[Start MATERIAL PROVIDED]
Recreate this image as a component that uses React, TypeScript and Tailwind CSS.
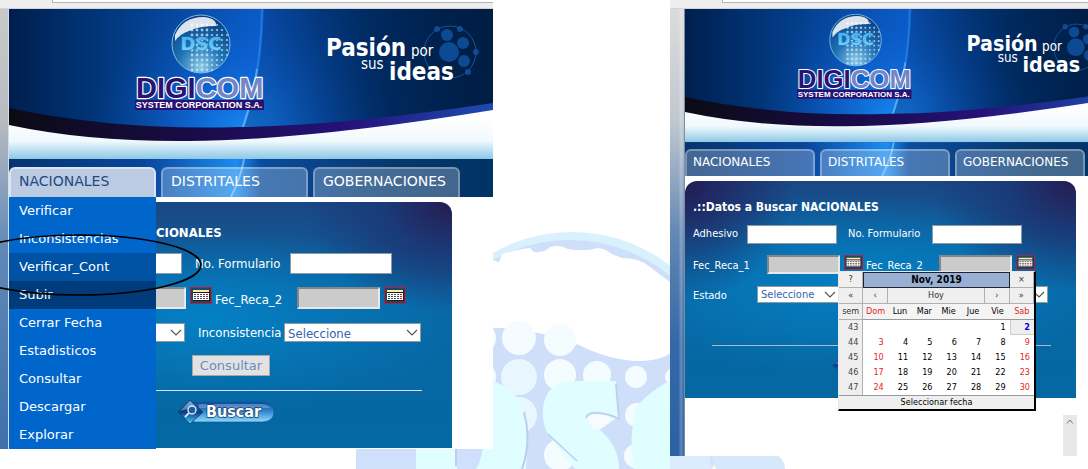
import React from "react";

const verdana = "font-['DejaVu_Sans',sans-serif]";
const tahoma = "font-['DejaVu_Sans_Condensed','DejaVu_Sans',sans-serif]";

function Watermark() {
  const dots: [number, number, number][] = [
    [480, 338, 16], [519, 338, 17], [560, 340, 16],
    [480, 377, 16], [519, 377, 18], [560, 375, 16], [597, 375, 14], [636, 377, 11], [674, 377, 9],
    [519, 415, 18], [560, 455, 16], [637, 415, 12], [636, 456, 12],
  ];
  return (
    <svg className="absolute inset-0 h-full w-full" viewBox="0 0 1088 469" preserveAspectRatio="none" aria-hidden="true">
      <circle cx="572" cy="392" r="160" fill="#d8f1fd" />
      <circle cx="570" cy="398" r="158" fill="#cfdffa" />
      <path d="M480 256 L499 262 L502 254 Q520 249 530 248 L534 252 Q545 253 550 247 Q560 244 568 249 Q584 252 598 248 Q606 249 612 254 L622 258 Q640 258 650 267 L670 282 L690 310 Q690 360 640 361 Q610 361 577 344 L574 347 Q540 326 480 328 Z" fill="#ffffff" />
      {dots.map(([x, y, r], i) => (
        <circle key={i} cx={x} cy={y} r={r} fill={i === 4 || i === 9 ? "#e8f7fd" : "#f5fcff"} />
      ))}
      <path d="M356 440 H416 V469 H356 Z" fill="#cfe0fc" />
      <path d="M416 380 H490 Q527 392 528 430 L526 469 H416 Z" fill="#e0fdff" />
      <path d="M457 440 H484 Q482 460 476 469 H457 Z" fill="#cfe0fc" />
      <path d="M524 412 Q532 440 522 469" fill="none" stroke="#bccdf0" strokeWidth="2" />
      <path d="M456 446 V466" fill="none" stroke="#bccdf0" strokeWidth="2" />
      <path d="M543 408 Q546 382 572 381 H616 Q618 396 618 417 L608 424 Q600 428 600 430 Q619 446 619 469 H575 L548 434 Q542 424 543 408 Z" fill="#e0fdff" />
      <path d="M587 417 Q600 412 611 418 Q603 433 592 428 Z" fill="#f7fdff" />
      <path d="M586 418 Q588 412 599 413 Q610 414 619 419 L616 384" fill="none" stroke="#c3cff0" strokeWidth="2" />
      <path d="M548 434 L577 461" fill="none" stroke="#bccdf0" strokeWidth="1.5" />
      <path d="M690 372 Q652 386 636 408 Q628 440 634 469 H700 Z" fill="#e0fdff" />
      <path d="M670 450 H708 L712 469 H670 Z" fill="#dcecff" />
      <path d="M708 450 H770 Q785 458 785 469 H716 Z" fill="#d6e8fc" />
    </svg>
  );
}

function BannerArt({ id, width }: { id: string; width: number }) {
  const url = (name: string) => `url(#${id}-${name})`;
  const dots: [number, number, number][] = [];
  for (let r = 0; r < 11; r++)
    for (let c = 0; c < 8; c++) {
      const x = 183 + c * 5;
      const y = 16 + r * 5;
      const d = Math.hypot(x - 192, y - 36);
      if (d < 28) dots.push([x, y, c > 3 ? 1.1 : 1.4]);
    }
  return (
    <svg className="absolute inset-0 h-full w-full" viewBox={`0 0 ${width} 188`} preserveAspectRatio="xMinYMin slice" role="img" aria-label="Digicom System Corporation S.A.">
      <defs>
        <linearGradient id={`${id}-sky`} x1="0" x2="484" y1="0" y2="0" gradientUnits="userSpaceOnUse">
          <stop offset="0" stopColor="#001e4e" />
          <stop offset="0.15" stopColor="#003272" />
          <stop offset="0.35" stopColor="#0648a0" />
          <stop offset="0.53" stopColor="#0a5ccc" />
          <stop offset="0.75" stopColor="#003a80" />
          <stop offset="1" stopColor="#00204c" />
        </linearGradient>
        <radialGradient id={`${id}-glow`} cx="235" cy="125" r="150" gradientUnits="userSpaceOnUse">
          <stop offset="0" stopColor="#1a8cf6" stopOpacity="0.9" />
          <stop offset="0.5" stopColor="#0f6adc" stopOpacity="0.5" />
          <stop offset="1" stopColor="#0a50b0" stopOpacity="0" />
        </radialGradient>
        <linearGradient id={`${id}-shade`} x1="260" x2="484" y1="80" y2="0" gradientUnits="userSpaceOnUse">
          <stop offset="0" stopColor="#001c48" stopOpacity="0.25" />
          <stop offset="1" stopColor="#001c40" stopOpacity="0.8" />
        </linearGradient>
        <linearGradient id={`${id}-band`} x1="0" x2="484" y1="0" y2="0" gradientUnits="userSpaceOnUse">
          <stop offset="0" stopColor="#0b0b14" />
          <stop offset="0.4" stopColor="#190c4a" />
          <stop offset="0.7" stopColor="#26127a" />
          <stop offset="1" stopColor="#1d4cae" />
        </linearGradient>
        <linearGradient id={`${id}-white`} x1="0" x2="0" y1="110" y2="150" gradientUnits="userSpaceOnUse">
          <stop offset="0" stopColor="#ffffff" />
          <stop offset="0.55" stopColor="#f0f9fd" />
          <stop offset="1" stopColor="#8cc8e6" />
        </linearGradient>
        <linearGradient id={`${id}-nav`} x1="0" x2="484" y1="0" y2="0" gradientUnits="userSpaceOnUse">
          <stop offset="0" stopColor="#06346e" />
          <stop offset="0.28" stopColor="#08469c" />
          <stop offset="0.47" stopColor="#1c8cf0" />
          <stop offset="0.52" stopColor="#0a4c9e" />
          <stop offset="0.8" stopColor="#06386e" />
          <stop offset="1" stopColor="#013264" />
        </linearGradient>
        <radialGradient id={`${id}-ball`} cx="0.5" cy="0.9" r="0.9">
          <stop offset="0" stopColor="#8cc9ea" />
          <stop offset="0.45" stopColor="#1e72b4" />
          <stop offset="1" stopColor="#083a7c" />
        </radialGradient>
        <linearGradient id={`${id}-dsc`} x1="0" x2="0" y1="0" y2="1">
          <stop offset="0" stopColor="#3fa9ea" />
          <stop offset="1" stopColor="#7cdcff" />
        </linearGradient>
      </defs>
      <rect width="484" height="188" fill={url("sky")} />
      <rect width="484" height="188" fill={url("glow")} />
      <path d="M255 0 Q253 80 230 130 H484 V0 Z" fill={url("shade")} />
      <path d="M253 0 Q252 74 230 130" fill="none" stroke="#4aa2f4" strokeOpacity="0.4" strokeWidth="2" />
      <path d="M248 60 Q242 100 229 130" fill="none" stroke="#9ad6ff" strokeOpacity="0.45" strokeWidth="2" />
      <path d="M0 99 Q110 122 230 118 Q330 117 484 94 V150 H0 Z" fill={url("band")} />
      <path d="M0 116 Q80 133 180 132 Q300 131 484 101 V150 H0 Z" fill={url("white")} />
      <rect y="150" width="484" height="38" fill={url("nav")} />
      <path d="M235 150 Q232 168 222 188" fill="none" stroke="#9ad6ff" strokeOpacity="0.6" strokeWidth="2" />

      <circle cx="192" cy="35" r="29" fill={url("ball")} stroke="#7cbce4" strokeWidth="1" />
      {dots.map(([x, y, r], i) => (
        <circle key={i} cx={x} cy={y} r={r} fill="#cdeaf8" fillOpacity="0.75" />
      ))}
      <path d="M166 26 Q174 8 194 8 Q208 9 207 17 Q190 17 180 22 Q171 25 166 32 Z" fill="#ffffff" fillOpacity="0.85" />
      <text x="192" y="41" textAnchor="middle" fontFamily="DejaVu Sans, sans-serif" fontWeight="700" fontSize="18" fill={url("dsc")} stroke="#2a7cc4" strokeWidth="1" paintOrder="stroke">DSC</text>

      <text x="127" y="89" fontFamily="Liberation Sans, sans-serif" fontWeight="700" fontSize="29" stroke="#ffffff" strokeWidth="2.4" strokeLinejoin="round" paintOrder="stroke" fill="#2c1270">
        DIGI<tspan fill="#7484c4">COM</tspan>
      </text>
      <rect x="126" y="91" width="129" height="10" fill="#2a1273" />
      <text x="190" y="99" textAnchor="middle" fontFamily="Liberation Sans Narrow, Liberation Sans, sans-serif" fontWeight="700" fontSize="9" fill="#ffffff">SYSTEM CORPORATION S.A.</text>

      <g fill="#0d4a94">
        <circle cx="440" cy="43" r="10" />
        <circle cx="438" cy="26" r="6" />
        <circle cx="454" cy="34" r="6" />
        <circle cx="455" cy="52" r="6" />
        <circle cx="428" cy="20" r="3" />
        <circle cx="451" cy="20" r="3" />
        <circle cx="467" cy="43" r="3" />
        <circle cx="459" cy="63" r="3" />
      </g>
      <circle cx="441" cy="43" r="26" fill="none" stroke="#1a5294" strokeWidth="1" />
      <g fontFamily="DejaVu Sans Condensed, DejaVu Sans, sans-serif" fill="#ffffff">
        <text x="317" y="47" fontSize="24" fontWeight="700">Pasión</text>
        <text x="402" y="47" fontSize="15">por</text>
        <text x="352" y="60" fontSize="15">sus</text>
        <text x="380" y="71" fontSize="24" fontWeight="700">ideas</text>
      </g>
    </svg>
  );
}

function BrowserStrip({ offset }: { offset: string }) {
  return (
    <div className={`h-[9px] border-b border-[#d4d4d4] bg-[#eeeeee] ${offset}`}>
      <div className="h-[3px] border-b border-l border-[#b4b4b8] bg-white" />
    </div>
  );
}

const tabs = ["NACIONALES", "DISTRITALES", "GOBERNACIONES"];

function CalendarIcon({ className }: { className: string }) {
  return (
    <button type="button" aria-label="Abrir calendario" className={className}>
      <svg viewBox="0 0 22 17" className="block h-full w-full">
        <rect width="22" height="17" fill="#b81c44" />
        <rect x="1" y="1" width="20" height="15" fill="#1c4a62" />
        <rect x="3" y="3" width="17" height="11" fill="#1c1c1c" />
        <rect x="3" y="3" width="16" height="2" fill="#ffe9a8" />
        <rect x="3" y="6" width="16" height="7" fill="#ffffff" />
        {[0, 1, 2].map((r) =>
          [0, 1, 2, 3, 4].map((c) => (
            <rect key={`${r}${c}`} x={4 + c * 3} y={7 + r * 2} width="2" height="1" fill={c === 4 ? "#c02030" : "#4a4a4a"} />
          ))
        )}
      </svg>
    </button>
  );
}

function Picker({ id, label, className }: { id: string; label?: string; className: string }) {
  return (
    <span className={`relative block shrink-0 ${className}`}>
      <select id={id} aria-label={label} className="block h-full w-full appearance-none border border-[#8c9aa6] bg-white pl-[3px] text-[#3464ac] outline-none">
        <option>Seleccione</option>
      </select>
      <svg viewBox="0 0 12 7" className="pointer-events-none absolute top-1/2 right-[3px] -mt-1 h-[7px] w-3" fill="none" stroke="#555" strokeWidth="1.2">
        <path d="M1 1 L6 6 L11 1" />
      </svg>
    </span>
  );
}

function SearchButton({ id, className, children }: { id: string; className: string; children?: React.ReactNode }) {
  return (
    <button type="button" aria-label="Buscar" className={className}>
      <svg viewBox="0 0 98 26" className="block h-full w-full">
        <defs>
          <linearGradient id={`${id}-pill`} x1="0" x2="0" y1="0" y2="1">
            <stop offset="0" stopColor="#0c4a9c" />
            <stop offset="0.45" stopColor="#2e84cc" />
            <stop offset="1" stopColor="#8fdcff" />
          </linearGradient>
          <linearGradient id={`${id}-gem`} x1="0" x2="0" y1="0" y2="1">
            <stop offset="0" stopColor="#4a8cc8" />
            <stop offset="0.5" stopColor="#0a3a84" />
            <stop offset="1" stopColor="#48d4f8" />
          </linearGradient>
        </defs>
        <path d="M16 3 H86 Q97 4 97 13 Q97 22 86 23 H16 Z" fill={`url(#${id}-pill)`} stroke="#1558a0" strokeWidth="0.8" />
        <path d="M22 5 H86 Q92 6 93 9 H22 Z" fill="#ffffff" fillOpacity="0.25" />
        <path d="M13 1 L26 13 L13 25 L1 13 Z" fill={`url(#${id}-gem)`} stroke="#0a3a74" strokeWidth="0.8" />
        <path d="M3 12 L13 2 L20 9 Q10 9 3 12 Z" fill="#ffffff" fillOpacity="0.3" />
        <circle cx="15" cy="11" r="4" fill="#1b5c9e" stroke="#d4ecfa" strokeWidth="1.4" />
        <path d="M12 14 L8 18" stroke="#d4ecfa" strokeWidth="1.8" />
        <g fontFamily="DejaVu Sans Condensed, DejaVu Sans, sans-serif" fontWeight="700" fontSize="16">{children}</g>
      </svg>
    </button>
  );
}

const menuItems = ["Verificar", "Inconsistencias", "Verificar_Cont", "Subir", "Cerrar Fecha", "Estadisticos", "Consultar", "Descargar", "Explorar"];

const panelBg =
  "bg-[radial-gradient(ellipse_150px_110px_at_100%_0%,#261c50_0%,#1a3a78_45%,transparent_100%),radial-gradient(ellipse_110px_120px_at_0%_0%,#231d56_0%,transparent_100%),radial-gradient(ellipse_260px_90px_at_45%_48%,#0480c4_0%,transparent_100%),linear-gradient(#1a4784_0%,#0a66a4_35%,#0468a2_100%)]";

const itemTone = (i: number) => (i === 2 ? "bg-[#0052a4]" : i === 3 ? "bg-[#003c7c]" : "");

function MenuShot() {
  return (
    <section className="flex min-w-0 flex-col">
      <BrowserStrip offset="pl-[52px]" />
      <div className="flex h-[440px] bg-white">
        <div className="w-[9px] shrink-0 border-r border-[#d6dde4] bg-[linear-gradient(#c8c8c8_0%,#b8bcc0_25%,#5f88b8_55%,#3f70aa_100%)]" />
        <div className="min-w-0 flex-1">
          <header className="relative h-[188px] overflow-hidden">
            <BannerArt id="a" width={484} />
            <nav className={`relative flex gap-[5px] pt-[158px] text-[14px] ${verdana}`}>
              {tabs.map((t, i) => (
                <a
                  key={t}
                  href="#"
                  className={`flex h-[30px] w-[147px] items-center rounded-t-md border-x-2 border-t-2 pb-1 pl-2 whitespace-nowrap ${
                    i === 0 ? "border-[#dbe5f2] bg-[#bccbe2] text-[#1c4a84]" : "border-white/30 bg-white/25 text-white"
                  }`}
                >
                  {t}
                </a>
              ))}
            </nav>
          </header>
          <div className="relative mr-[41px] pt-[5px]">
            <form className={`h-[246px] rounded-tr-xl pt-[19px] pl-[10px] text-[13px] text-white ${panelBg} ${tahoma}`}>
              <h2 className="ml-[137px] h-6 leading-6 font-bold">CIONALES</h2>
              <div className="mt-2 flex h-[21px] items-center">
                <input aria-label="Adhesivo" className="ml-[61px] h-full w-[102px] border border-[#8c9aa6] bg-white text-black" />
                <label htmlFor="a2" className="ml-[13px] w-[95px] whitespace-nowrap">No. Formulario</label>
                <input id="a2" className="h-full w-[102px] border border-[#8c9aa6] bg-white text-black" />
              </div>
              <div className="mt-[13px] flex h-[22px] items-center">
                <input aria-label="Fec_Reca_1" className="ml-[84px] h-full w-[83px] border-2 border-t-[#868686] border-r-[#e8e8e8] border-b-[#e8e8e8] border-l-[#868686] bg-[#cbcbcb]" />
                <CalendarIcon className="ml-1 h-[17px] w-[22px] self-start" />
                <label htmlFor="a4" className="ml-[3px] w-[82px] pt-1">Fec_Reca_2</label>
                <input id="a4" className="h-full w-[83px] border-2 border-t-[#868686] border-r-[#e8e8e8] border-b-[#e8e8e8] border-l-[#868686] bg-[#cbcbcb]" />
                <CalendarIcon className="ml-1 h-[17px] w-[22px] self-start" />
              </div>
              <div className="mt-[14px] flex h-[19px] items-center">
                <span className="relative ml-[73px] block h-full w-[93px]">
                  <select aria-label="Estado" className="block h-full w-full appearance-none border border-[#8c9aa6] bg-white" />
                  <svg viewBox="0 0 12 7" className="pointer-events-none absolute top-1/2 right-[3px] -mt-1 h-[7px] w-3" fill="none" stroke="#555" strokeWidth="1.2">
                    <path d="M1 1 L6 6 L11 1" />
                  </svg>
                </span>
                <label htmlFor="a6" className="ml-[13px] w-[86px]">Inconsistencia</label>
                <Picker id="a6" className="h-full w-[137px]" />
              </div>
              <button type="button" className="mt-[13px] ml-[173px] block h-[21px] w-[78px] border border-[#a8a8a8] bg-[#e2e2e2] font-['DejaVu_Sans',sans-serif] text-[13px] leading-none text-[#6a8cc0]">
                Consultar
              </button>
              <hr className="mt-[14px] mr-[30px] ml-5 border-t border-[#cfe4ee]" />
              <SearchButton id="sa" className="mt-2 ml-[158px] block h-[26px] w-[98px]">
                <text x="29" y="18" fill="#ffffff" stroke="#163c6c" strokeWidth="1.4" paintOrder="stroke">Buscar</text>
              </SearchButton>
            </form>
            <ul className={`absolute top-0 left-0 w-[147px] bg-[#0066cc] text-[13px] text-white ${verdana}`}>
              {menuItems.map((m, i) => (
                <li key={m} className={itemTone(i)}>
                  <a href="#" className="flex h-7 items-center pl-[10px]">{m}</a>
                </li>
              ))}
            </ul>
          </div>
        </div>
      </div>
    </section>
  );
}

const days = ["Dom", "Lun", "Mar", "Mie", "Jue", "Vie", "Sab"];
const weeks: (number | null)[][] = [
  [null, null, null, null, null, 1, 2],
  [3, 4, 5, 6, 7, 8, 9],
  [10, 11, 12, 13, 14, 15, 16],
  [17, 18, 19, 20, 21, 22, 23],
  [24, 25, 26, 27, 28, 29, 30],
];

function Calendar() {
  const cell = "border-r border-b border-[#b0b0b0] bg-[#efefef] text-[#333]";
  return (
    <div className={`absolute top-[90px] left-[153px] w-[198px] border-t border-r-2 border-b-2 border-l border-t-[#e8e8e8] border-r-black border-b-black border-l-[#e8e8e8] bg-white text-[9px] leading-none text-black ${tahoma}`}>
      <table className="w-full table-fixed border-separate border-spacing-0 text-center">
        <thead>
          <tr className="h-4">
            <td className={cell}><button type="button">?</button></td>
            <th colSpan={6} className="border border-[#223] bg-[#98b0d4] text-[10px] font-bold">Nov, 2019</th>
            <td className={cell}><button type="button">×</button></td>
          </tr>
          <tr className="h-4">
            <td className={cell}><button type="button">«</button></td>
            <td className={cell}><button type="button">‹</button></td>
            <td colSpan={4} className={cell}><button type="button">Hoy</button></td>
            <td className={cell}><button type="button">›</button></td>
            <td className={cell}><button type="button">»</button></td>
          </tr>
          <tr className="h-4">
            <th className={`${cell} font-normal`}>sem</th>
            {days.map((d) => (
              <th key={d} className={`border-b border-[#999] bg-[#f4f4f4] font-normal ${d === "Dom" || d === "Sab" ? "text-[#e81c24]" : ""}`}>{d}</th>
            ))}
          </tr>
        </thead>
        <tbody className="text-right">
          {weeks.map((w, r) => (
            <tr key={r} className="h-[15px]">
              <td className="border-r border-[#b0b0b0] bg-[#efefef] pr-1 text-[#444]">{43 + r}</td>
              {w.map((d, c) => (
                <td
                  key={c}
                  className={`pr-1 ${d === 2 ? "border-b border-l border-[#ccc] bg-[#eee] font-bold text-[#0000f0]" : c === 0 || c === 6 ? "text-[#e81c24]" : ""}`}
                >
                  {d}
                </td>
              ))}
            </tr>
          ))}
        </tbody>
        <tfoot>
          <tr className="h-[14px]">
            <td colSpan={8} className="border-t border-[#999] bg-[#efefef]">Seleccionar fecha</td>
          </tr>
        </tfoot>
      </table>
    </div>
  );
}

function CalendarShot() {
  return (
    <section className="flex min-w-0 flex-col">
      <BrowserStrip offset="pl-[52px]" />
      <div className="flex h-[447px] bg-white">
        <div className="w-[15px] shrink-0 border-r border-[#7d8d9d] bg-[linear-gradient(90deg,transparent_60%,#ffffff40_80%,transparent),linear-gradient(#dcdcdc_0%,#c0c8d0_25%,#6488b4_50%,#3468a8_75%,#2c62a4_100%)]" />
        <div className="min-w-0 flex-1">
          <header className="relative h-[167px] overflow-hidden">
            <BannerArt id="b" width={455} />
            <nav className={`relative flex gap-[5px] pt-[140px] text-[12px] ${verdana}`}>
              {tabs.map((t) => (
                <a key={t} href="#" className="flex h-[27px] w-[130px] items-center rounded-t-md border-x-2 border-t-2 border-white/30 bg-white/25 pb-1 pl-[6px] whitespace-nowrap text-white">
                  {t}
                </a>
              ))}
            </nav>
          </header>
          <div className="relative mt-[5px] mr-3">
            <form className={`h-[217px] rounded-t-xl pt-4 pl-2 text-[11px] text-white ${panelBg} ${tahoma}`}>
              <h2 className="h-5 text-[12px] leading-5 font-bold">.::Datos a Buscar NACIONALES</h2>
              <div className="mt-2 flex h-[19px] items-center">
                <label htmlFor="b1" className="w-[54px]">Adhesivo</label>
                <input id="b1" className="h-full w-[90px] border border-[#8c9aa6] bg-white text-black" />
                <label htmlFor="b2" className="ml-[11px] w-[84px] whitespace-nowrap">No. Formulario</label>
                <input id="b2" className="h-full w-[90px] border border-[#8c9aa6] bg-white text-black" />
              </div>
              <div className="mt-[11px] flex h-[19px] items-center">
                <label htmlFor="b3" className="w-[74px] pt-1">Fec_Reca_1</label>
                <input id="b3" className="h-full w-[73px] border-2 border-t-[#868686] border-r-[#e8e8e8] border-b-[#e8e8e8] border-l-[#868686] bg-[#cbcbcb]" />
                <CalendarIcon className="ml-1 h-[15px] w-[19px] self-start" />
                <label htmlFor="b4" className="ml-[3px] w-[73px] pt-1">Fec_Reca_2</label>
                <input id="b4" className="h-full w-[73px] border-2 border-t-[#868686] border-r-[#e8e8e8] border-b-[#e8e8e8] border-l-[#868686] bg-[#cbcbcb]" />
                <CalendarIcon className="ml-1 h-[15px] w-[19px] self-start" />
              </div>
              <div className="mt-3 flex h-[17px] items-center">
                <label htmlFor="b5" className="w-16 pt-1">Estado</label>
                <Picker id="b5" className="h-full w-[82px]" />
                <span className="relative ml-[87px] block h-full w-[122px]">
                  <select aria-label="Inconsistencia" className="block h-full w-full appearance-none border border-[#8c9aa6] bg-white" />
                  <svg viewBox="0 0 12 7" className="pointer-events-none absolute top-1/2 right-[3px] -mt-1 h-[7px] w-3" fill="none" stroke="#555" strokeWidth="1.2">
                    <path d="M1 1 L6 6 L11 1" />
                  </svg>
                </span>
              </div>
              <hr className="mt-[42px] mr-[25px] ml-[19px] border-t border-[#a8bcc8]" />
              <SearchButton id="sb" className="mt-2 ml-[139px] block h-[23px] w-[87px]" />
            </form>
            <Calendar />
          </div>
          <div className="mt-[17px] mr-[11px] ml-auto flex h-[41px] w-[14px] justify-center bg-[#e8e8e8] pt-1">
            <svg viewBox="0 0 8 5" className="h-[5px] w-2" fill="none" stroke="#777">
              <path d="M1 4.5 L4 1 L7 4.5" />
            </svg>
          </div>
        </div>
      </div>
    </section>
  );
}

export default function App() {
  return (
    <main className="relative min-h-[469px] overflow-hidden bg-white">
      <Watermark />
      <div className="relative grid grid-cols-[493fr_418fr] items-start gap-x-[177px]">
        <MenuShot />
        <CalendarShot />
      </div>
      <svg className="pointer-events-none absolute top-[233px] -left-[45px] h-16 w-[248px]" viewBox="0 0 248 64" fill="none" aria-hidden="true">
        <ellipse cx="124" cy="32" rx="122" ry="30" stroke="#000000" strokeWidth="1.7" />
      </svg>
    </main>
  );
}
[End MATERIAL PROVIDED]
GOAL
A line counts if it holds the word "React". Work out how many lines in the listing count, and give only that number.

ANSWER TO THIS TASK
3